## TASK PROMPT
All of the listing below must be repeated word for word. Pictures are the only thing to omit.

## RAW DATA
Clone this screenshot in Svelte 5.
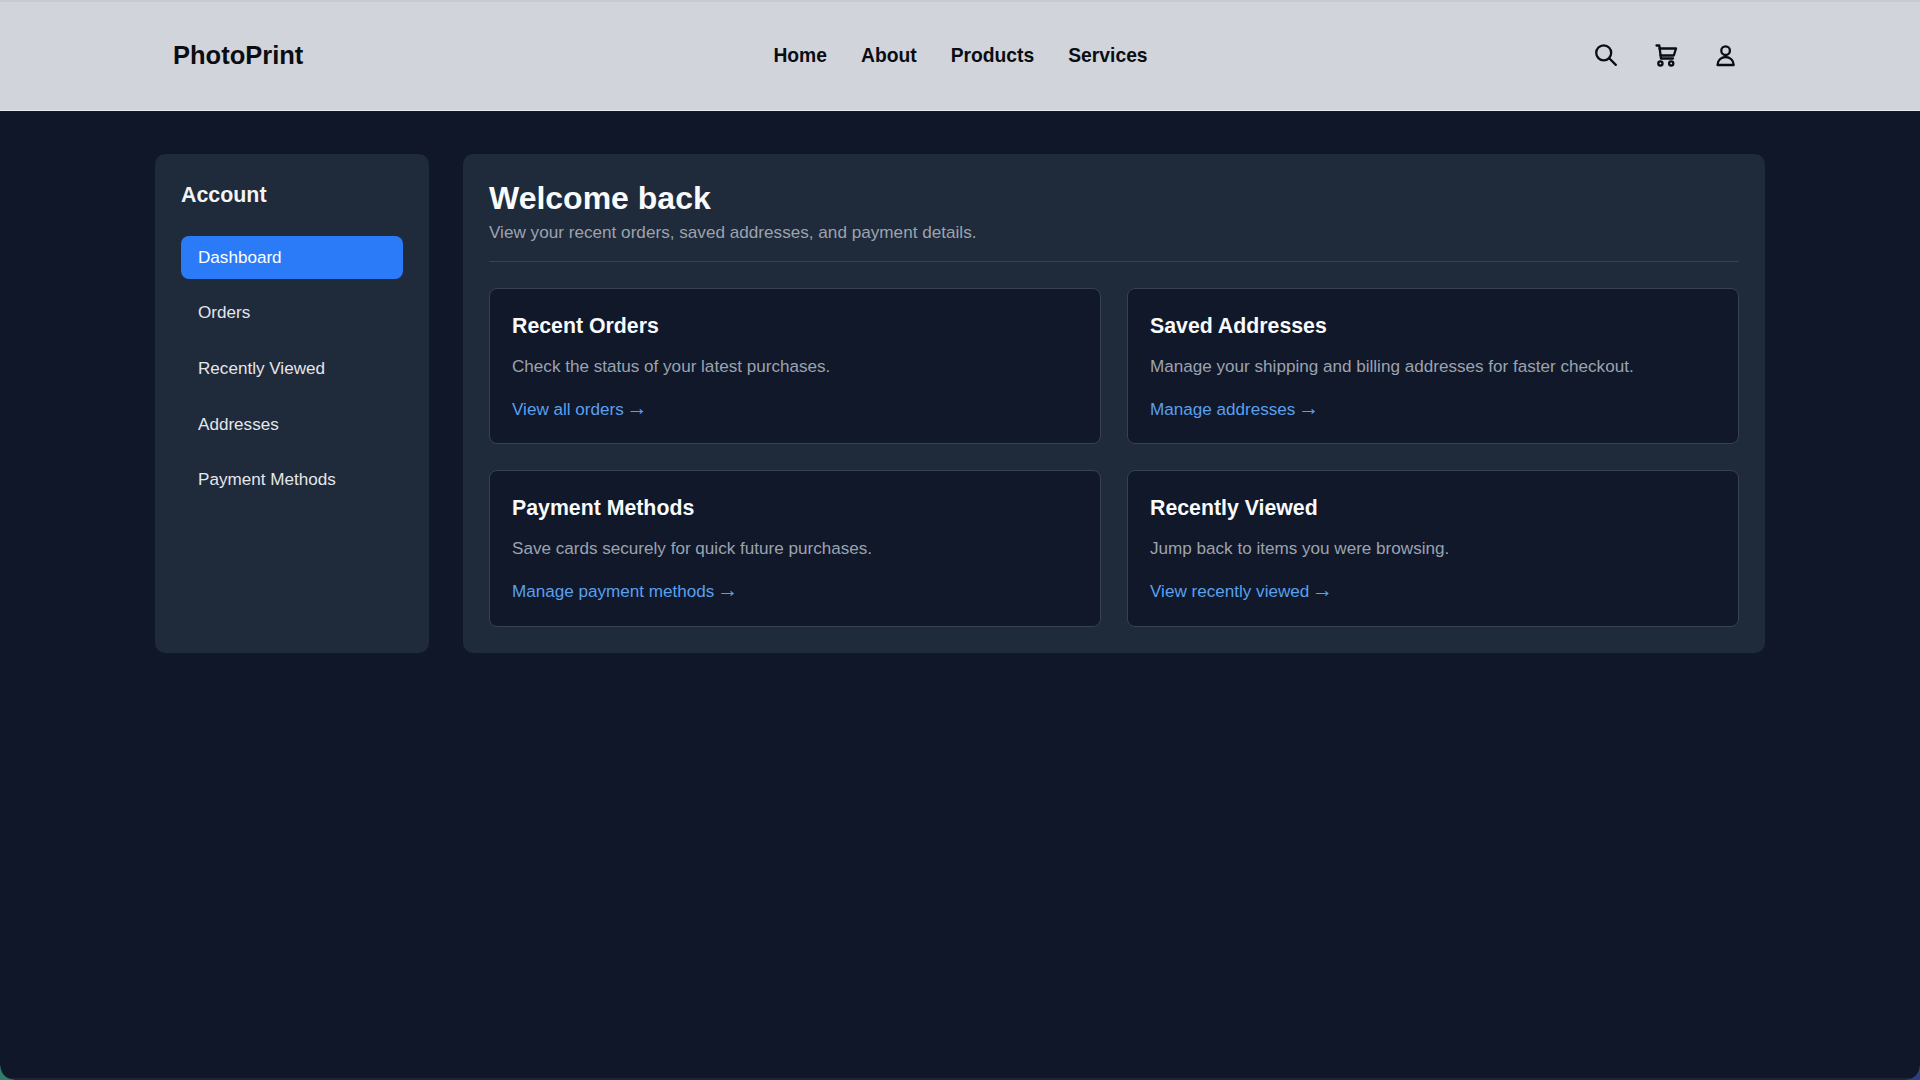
<script>
  const navLinks = ['Home', 'About', 'Products', 'Services'];
  const sideLinks = ['Dashboard', 'Orders', 'Recently Viewed', 'Addresses', 'Payment Methods'];
  const cards = [
    { title: 'Recent Orders', text: 'Check the status of your latest purchases.', link: 'View all orders' },
    { title: 'Saved Addresses', text: 'Manage your shipping and billing addresses for faster checkout.', link: 'Manage addresses' },
    { title: 'Payment Methods', text: 'Save cards securely for quick future purchases.', link: 'Manage payment methods' },
    { title: 'Recently Viewed', text: 'Jump back to items you were browsing.', link: 'View recently viewed' }
  ];
</script>

<header class="topbar">
  <a class="logo" href="#top">PhotoPrint</a>
  <nav class="main-nav">
    {#each navLinks as item}
      <a href="#top">{item}</a>
    {/each}
  </nav>
  <div class="icons">
    <svg viewBox="0 0 24 24" aria-label="Search">
      <circle cx="9.7" cy="9.8" r="7.5" />
      <path d="M15.2 15.3l6.6 6.6" />
    </svg>
    <svg viewBox="0 0 24 24" aria-label="Cart">
      <path d="M2.5 2.5h2.8L7 15.5h12" />
      <path d="M5.5 5.5H22l-2.2 7H6.6" />
      <circle cx="6.4" cy="20.4" r="2.1" />
      <circle cx="17.2" cy="20.4" r="2.1" />
    </svg>
    <svg viewBox="0 0 24 24" aria-label="Account">
      <circle cx="11.6" cy="7.7" r="4.3" />
      <path d="M3.5 22c0-4.7 3.7-8 8.1-8s8.1 3.3 8.1 8z" />
    </svg>
  </div>
</header>

<main class="page">
  <aside class="sidebar">
    <h2>Account</h2>
    <ul>
      {#each sideLinks as item, i}
        <li><a href="#top" class:active={i === 0}>{item}</a></li>
      {/each}
    </ul>
  </aside>

  <section class="content">
    <div class="intro">
      <h1>Welcome back</h1>
      <p>View your recent orders, saved addresses, and payment details.</p>
    </div>
    <div class="grid">
      {#each cards as card}
        <article class="card">
          <h3>{card.title}</h3>
          <p>{card.text}</p>
          <a href="#top">{card.link} <span class="arrow">→</span></a>
        </article>
      {/each}
    </div>
  </section>
</main>

<div class="bottom-line"></div>
<div class="corner left"></div>
<div class="corner right"></div>

<style>
  :global(body) {
    margin: 0;
    background: #0f1728;
    font-family: "Liberation Sans", Arial, sans-serif;
  }

  a {
    text-decoration: none;
  }

  .topbar {
    height: 111px;
    box-sizing: border-box;
    padding: 0 172px 0 173px;
    display: grid;
    grid-template-columns: 1fr auto 1fr;
    align-items: center;
    background: #d1d5db;
    border-bottom: 1px solid #e8eaee;
    box-shadow: inset 0 2px 0 #c6cbd3;
  }

  .logo {
    font-size: 25.5px;
    font-weight: 700;
    color: #0b0d12;
  }

  .main-nav {
    display: flex;
    gap: 34px;
    padding-top: 1px;
  }

  .main-nav a {
    font-size: 19.3px;
    font-weight: 700;
    color: #0b0d12;
  }

  .icons {
    display: flex;
    justify-content: flex-end;
    gap: 36px;
    margin-right: 10.5px;
  }

  .icons svg {
    width: 24px;
    height: 24px;
    fill: none;
    stroke: #0b0d12;
    stroke-width: 2.3;
    stroke-linecap: round;
    stroke-linejoin: round;
  }

  .page {
    display: flex;
    align-items: stretch;
    gap: 34px;
    width: 1610px;
    margin: 43px auto 0;
  }

  .sidebar {
    width: 274px;
    flex-shrink: 0;
    box-sizing: border-box;
    padding: 26px;
    background: #1f2a3a;
    border-radius: 10px;
  }

  .sidebar h2 {
    margin: 0 0 25.6px;
    font-size: 21.4px;
    line-height: 30px;
    font-weight: 700;
    color: #f3f4f6;
  }

  .sidebar ul {
    list-style: none;
    margin: 0;
    padding: 0;
    display: flex;
    flex-direction: column;
    gap: 12.7px;
  }

  .sidebar a {
    display: block;
    padding: 0 17px;
    height: 43px;
    line-height: 43px;
    font-size: 17.1px;
    color: #e5e7eb;
    border-radius: 8px;
  }

  .sidebar a.active {
    background: #2b7bf8;
    color: #fff;
  }

  .content {
    flex: 1;
    box-sizing: border-box;
    padding: 26px;
    background: #1f2a3a;
    border-radius: 10px;
  }

  .intro {
    padding-bottom: 17.5px;
    border-bottom: 1px solid #374151;
    margin-bottom: 26.3px;
  }

  .intro h1 {
    margin: 0;
    font-size: 32px;
    line-height: 37px;
    font-weight: 700;
    color: #f9fafb;
  }

  .intro p {
    margin: 2.5px 0 0;
    font-size: 17.15px;
    line-height: 24px;
    color: #9ca3af;
  }

  .grid {
    display: grid;
    grid-template-columns: 1fr 1fr;
    gap: 26px;
  }

  .card {
    box-sizing: border-box;
    padding: 23px 22px 21.6px;
    background: #10182a;
    border: 1px solid #374151;
    border-radius: 8px;
  }

  .card h3 {
    margin: 0 0 14.7px;
    font-size: 21.3px;
    line-height: 28px;
    font-weight: 700;
    color: #f9fafb;
  }

  .card p {
    margin: 0 0 18.9px;
    font-size: 17.1px;
    line-height: 24px;
    color: #9ca3af;
  }

  .card a {
    display: block;
    font-size: 17.1px;
    line-height: 24px;
    color: #5aa0ee;
  }

  .arrow {
    font-size: 21px;
    line-height: 0;
    margin-left: -2px;
  }

  .bottom-line {
    position: fixed;
    left: 0;
    right: 0;
    bottom: 0;
    height: 2px;
    background: #1b2536;
  }

  .corner {
    position: fixed;
    bottom: 0;
    width: 14px;
    height: 14px;
  }

  .corner.left {
    left: 0;
    background: radial-gradient(circle at 100% 0, transparent 13px, #2f7d6a 14px);
  }

  .corner.right {
    right: 0;
    background: radial-gradient(circle at 0 0, transparent 13px, #2c3f80 14px);
  }
</style>
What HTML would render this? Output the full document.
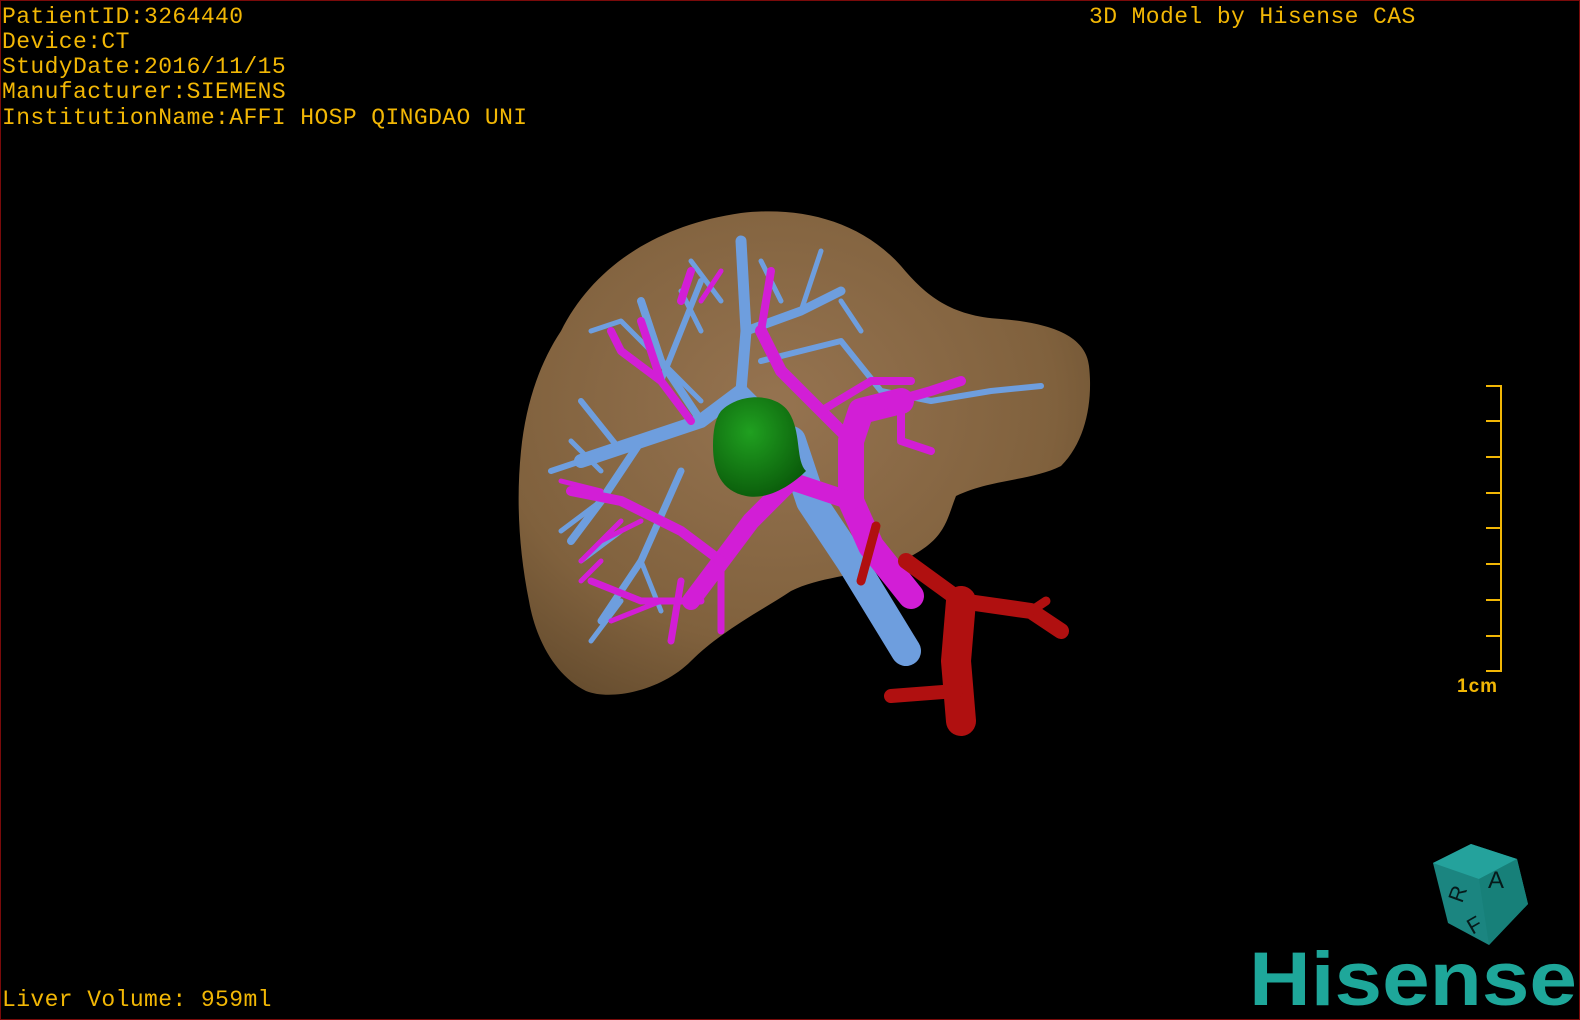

## FINISHED ANSWER
Clone this screenshot in Svelte 5.
<script>
  const navLinks = ['Home', 'About', 'Products', 'Services'];
  const sideLinks = ['Dashboard', 'Orders', 'Recently Viewed', 'Addresses', 'Payment Methods'];
  const cards = [
    { title: 'Recent Orders', text: 'Check the status of your latest purchases.', link: 'View all orders' },
    { title: 'Saved Addresses', text: 'Manage your shipping and billing addresses for faster checkout.', link: 'Manage addresses' },
    { title: 'Payment Methods', text: 'Save cards securely for quick future purchases.', link: 'Manage payment methods' },
    { title: 'Recently Viewed', text: 'Jump back to items you were browsing.', link: 'View recently viewed' }
  ];
</script>

<header class="topbar">
  <a class="logo" href="#top">PhotoPrint</a>
  <nav class="main-nav">
    {#each navLinks as item}
      <a href="#top">{item}</a>
    {/each}
  </nav>
  <div class="icons">
    <svg viewBox="0 0 24 24" aria-label="Search">
      <circle cx="9.7" cy="9.8" r="7.5" />
      <path d="M15.2 15.3l6.6 6.6" />
    </svg>
    <svg viewBox="0 0 24 24" aria-label="Cart">
      <path d="M2.5 2.5h2.8L7 15.5h12" />
      <path d="M5.5 5.5H22l-2.2 7H6.6" />
      <circle cx="6.4" cy="20.4" r="2.1" />
      <circle cx="17.2" cy="20.4" r="2.1" />
    </svg>
    <svg viewBox="0 0 24 24" aria-label="Account">
      <circle cx="11.6" cy="7.7" r="4.3" />
      <path d="M3.5 22c0-4.7 3.7-8 8.1-8s8.1 3.3 8.1 8z" />
    </svg>
  </div>
</header>

<main class="page">
  <aside class="sidebar">
    <h2>Account</h2>
    <ul>
      {#each sideLinks as item, i}
        <li><a href="#top" class:active={i === 0}>{item}</a></li>
      {/each}
    </ul>
  </aside>

  <section class="content">
    <div class="intro">
      <h1>Welcome back</h1>
      <p>View your recent orders, saved addresses, and payment details.</p>
    </div>
    <div class="grid">
      {#each cards as card}
        <article class="card">
          <h3>{card.title}</h3>
          <p>{card.text}</p>
          <a href="#top">{card.link} <span class="arrow">→</span></a>
        </article>
      {/each}
    </div>
  </section>
</main>

<div class="bottom-line"></div>
<div class="corner left"></div>
<div class="corner right"></div>

<style>
  :global(body) {
    margin: 0;
    background: #0f1728;
    font-family: "Liberation Sans", Arial, sans-serif;
  }

  a {
    text-decoration: none;
  }

  .topbar {
    height: 111px;
    box-sizing: border-box;
    padding: 0 172px 0 173px;
    display: grid;
    grid-template-columns: 1fr auto 1fr;
    align-items: center;
    background: #d1d5db;
    border-bottom: 1px solid #e8eaee;
    box-shadow: inset 0 2px 0 #c6cbd3;
  }

  .logo {
    font-size: 25.5px;
    font-weight: 700;
    color: #0b0d12;
  }

  .main-nav {
    display: flex;
    gap: 34px;
    padding-top: 1px;
  }

  .main-nav a {
    font-size: 19.3px;
    font-weight: 700;
    color: #0b0d12;
  }

  .icons {
    display: flex;
    justify-content: flex-end;
    gap: 36px;
    margin-right: 10.5px;
  }

  .icons svg {
    width: 24px;
    height: 24px;
    fill: none;
    stroke: #0b0d12;
    stroke-width: 2.3;
    stroke-linecap: round;
    stroke-linejoin: round;
  }

  .page {
    display: flex;
    align-items: stretch;
    gap: 34px;
    width: 1610px;
    margin: 43px auto 0;
  }

  .sidebar {
    width: 274px;
    flex-shrink: 0;
    box-sizing: border-box;
    padding: 26px;
    background: #1f2a3a;
    border-radius: 10px;
  }

  .sidebar h2 {
    margin: 0 0 25.6px;
    font-size: 21.4px;
    line-height: 30px;
    font-weight: 700;
    color: #f3f4f6;
  }

  .sidebar ul {
    list-style: none;
    margin: 0;
    padding: 0;
    display: flex;
    flex-direction: column;
    gap: 12.7px;
  }

  .sidebar a {
    display: block;
    padding: 0 17px;
    height: 43px;
    line-height: 43px;
    font-size: 17.1px;
    color: #e5e7eb;
    border-radius: 8px;
  }

  .sidebar a.active {
    background: #2b7bf8;
    color: #fff;
  }

  .content {
    flex: 1;
    box-sizing: border-box;
    padding: 26px;
    background: #1f2a3a;
    border-radius: 10px;
  }

  .intro {
    padding-bottom: 17.5px;
    border-bottom: 1px solid #374151;
    margin-bottom: 26.3px;
  }

  .intro h1 {
    margin: 0;
    font-size: 32px;
    line-height: 37px;
    font-weight: 700;
    color: #f9fafb;
  }

  .intro p {
    margin: 2.5px 0 0;
    font-size: 17.15px;
    line-height: 24px;
    color: #9ca3af;
  }

  .grid {
    display: grid;
    grid-template-columns: 1fr 1fr;
    gap: 26px;
  }

  .card {
    box-sizing: border-box;
    padding: 23px 22px 21.6px;
    background: #10182a;
    border: 1px solid #374151;
    border-radius: 8px;
  }

  .card h3 {
    margin: 0 0 14.7px;
    font-size: 21.3px;
    line-height: 28px;
    font-weight: 700;
    color: #f9fafb;
  }

  .card p {
    margin: 0 0 18.9px;
    font-size: 17.1px;
    line-height: 24px;
    color: #9ca3af;
  }

  .card a {
    display: block;
    font-size: 17.1px;
    line-height: 24px;
    color: #5aa0ee;
  }

  .arrow {
    font-size: 21px;
    line-height: 0;
    margin-left: -2px;
  }

  .bottom-line {
    position: fixed;
    left: 0;
    right: 0;
    bottom: 0;
    height: 2px;
    background: #1b2536;
  }

  .corner {
    position: fixed;
    bottom: 0;
    width: 14px;
    height: 14px;
  }

  .corner.left {
    left: 0;
    background: radial-gradient(circle at 100% 0, transparent 13px, #2f7d6a 14px);
  }

  .corner.right {
    right: 0;
    background: radial-gradient(circle at 0 0, transparent 13px, #2c3f80 14px);
  }
</style>
What HTML would render this? Output the full document.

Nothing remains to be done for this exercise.